__Dataset extract__.
■ ■ ■ ■ ■

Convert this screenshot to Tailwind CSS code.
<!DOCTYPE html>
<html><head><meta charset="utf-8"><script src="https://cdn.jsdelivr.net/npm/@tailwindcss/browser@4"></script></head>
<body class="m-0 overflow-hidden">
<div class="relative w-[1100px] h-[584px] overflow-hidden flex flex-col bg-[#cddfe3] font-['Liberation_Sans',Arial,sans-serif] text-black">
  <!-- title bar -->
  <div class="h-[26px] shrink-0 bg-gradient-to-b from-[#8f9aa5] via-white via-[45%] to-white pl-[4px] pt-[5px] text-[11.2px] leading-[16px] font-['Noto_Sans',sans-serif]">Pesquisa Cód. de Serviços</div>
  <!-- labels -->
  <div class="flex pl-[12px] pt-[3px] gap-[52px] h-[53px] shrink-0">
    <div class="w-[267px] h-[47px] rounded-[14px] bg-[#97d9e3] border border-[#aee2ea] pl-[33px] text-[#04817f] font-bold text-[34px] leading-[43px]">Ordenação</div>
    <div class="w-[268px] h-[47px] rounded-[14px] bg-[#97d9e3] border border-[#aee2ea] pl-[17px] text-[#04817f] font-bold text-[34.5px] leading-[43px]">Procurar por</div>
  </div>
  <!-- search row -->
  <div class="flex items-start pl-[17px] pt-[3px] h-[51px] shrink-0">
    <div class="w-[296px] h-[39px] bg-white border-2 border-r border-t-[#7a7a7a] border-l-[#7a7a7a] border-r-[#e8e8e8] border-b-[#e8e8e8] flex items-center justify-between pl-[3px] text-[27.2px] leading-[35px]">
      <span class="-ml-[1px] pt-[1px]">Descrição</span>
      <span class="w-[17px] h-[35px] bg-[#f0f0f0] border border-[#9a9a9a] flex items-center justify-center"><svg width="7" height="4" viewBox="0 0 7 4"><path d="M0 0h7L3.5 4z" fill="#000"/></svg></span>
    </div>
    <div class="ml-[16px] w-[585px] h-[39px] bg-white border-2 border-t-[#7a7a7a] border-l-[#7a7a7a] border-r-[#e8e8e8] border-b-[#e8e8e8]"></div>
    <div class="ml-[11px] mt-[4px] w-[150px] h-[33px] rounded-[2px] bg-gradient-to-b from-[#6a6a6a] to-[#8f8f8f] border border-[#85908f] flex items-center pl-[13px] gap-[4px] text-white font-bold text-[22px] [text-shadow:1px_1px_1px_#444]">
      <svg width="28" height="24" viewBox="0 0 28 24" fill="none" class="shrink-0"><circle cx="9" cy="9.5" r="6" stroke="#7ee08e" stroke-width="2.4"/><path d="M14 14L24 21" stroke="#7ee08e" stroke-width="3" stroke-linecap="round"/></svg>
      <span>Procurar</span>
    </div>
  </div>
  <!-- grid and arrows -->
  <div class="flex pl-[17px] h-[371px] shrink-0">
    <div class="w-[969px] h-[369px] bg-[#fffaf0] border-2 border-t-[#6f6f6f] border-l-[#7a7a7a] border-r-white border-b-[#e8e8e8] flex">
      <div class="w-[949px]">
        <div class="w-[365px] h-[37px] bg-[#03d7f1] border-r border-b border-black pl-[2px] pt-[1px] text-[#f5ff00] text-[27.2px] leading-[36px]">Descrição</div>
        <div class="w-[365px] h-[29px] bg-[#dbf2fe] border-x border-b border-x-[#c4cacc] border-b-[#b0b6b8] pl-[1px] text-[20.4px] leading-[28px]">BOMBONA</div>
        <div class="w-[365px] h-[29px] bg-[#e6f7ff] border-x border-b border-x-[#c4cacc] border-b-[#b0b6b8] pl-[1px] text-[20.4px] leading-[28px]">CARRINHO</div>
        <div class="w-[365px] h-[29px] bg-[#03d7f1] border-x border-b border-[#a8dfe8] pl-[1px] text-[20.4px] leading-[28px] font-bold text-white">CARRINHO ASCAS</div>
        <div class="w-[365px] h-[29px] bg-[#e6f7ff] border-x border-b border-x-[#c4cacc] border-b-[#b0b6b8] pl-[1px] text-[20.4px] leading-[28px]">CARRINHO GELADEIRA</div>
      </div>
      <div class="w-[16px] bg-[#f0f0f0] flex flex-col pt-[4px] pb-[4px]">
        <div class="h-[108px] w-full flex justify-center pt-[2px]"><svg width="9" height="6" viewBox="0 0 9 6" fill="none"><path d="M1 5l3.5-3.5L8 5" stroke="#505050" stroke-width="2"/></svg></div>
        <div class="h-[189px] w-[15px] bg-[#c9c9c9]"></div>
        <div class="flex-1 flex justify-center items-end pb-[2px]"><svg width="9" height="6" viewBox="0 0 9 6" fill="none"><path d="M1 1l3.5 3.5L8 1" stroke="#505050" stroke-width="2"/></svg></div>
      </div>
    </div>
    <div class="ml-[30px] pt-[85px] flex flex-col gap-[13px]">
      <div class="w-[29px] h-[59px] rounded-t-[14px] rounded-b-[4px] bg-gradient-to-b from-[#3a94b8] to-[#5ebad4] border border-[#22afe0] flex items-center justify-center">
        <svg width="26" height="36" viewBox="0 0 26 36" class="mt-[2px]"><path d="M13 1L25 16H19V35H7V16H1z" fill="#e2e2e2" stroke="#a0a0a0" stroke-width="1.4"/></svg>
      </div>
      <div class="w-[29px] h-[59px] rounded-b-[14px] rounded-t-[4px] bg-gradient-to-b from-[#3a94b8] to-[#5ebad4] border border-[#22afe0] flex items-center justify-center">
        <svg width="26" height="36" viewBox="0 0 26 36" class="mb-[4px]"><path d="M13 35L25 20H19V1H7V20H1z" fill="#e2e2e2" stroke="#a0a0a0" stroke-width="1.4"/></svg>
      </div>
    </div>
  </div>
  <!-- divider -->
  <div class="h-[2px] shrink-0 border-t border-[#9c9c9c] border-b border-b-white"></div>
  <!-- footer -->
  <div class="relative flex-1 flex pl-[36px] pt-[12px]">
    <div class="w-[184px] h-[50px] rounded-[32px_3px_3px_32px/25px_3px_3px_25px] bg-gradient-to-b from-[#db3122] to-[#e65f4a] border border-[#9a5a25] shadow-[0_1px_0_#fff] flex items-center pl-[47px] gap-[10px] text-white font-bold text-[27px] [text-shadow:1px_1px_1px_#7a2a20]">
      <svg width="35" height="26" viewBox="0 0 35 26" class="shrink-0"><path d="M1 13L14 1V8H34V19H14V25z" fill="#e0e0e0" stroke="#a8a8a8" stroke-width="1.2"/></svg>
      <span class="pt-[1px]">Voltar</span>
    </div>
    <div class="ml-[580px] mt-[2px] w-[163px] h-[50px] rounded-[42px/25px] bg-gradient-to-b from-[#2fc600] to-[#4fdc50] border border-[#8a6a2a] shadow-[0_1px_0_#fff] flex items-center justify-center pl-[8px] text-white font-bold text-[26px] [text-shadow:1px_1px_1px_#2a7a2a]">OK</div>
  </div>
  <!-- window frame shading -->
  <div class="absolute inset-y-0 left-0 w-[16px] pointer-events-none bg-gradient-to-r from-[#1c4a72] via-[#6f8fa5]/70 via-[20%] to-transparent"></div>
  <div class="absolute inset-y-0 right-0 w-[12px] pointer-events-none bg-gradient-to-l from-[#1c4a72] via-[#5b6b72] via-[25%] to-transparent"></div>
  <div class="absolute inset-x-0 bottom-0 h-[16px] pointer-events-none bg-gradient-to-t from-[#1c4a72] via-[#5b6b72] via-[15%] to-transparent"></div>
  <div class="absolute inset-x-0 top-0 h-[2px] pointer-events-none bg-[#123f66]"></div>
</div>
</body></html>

■ ■ ■ ■ ■

__Your instructions__. Reproduce the listing in full. Keep it exactly as written.

__Task output__.
Convert this screenshot to Tailwind CSS code.
<!DOCTYPE html>
<html><head><meta charset="utf-8"><script src="https://cdn.jsdelivr.net/npm/@tailwindcss/browser@4"></script></head>
<body class="m-0 overflow-hidden">
<div class="relative w-[1100px] h-[584px] overflow-hidden flex flex-col bg-[#cddfe3] font-['Liberation_Sans',Arial,sans-serif] text-black">
  <!-- title bar -->
  <div class="h-[26px] shrink-0 bg-gradient-to-b from-[#8f9aa5] via-white via-[45%] to-white pl-[4px] pt-[5px] text-[11.2px] leading-[16px] font-['Noto_Sans',sans-serif]">Pesquisa Cód. de Serviços</div>
  <!-- labels -->
  <div class="flex pl-[12px] pt-[3px] gap-[52px] h-[53px] shrink-0">
    <div class="w-[267px] h-[47px] rounded-[14px] bg-[#97d9e3] border border-[#aee2ea] pl-[33px] text-[#04817f] font-bold text-[34px] leading-[43px]">Ordenação</div>
    <div class="w-[268px] h-[47px] rounded-[14px] bg-[#97d9e3] border border-[#aee2ea] pl-[17px] text-[#04817f] font-bold text-[34.5px] leading-[43px]">Procurar por</div>
  </div>
  <!-- search row -->
  <div class="flex items-start pl-[17px] pt-[3px] h-[51px] shrink-0">
    <div class="w-[296px] h-[39px] bg-white border-2 border-r border-t-[#7a7a7a] border-l-[#7a7a7a] border-r-[#e8e8e8] border-b-[#e8e8e8] flex items-center justify-between pl-[3px] text-[27.2px] leading-[35px]">
      <span class="-ml-[1px] pt-[1px]">Descrição</span>
      <span class="w-[17px] h-[35px] bg-[#f0f0f0] border border-[#9a9a9a] flex items-center justify-center"><svg width="7" height="4" viewBox="0 0 7 4"><path d="M0 0h7L3.5 4z" fill="#000"/></svg></span>
    </div>
    <div class="ml-[16px] w-[585px] h-[39px] bg-white border-2 border-t-[#7a7a7a] border-l-[#7a7a7a] border-r-[#e8e8e8] border-b-[#e8e8e8]"></div>
    <div class="ml-[11px] mt-[4px] w-[150px] h-[33px] rounded-[2px] bg-gradient-to-b from-[#6a6a6a] to-[#8f8f8f] border border-[#85908f] flex items-center pl-[13px] gap-[4px] text-white font-bold text-[22px] [text-shadow:1px_1px_1px_#444]">
      <svg width="28" height="24" viewBox="0 0 28 24" fill="none" class="shrink-0"><circle cx="9" cy="9.5" r="6" stroke="#7ee08e" stroke-width="2.4"/><path d="M14 14L24 21" stroke="#7ee08e" stroke-width="3" stroke-linecap="round"/></svg>
      <span>Procurar</span>
    </div>
  </div>
  <!-- grid and arrows -->
  <div class="flex pl-[17px] h-[371px] shrink-0">
    <div class="w-[969px] h-[369px] bg-[#fffaf0] border-2 border-t-[#6f6f6f] border-l-[#7a7a7a] border-r-white border-b-[#e8e8e8] flex">
      <div class="w-[949px]">
        <div class="w-[365px] h-[37px] bg-[#03d7f1] border-r border-b border-black pl-[2px] pt-[1px] text-[#f5ff00] text-[27.2px] leading-[36px]">Descrição</div>
        <div class="w-[365px] h-[29px] bg-[#dbf2fe] border-x border-b border-x-[#c4cacc] border-b-[#b0b6b8] pl-[1px] text-[20.4px] leading-[28px]">BOMBONA</div>
        <div class="w-[365px] h-[29px] bg-[#e6f7ff] border-x border-b border-x-[#c4cacc] border-b-[#b0b6b8] pl-[1px] text-[20.4px] leading-[28px]">CARRINHO</div>
        <div class="w-[365px] h-[29px] bg-[#03d7f1] border-x border-b border-[#a8dfe8] pl-[1px] text-[20.4px] leading-[28px] font-bold text-white">CARRINHO ASCAS</div>
        <div class="w-[365px] h-[29px] bg-[#e6f7ff] border-x border-b border-x-[#c4cacc] border-b-[#b0b6b8] pl-[1px] text-[20.4px] leading-[28px]">CARRINHO GELADEIRA</div>
      </div>
      <div class="w-[16px] bg-[#f0f0f0] flex flex-col pt-[4px] pb-[4px]">
        <div class="h-[108px] w-full flex justify-center pt-[2px]"><svg width="9" height="6" viewBox="0 0 9 6" fill="none"><path d="M1 5l3.5-3.5L8 5" stroke="#505050" stroke-width="2"/></svg></div>
        <div class="h-[189px] w-[15px] bg-[#c9c9c9]"></div>
        <div class="flex-1 flex justify-center items-end pb-[2px]"><svg width="9" height="6" viewBox="0 0 9 6" fill="none"><path d="M1 1l3.5 3.5L8 1" stroke="#505050" stroke-width="2"/></svg></div>
      </div>
    </div>
    <div class="ml-[30px] pt-[85px] flex flex-col gap-[13px]">
      <div class="w-[29px] h-[59px] rounded-t-[14px] rounded-b-[4px] bg-gradient-to-b from-[#3a94b8] to-[#5ebad4] border border-[#22afe0] flex items-center justify-center">
        <svg width="26" height="36" viewBox="0 0 26 36" class="mt-[2px]"><path d="M13 1L25 16H19V35H7V16H1z" fill="#e2e2e2" stroke="#a0a0a0" stroke-width="1.4"/></svg>
      </div>
      <div class="w-[29px] h-[59px] rounded-b-[14px] rounded-t-[4px] bg-gradient-to-b from-[#3a94b8] to-[#5ebad4] border border-[#22afe0] flex items-center justify-center">
        <svg width="26" height="36" viewBox="0 0 26 36" class="mb-[4px]"><path d="M13 35L25 20H19V1H7V20H1z" fill="#e2e2e2" stroke="#a0a0a0" stroke-width="1.4"/></svg>
      </div>
    </div>
  </div>
  <!-- divider -->
  <div class="h-[2px] shrink-0 border-t border-[#9c9c9c] border-b border-b-white"></div>
  <!-- footer -->
  <div class="relative flex-1 flex pl-[36px] pt-[12px]">
    <div class="w-[184px] h-[50px] rounded-[32px_3px_3px_32px/25px_3px_3px_25px] bg-gradient-to-b from-[#db3122] to-[#e65f4a] border border-[#9a5a25] shadow-[0_1px_0_#fff] flex items-center pl-[47px] gap-[10px] text-white font-bold text-[27px] [text-shadow:1px_1px_1px_#7a2a20]">
      <svg width="35" height="26" viewBox="0 0 35 26" class="shrink-0"><path d="M1 13L14 1V8H34V19H14V25z" fill="#e0e0e0" stroke="#a8a8a8" stroke-width="1.2"/></svg>
      <span class="pt-[1px]">Voltar</span>
    </div>
    <div class="ml-[580px] mt-[2px] w-[163px] h-[50px] rounded-[42px/25px] bg-gradient-to-b from-[#2fc600] to-[#4fdc50] border border-[#8a6a2a] shadow-[0_1px_0_#fff] flex items-center justify-center pl-[8px] text-white font-bold text-[26px] [text-shadow:1px_1px_1px_#2a7a2a]">OK</div>
  </div>
  <!-- window frame shading -->
  <div class="absolute inset-y-0 left-0 w-[16px] pointer-events-none bg-gradient-to-r from-[#1c4a72] via-[#6f8fa5]/70 via-[20%] to-transparent"></div>
  <div class="absolute inset-y-0 right-0 w-[12px] pointer-events-none bg-gradient-to-l from-[#1c4a72] via-[#5b6b72] via-[25%] to-transparent"></div>
  <div class="absolute inset-x-0 bottom-0 h-[16px] pointer-events-none bg-gradient-to-t from-[#1c4a72] via-[#5b6b72] via-[15%] to-transparent"></div>
  <div class="absolute inset-x-0 top-0 h-[2px] pointer-events-none bg-[#123f66]"></div>
</div>
</body></html>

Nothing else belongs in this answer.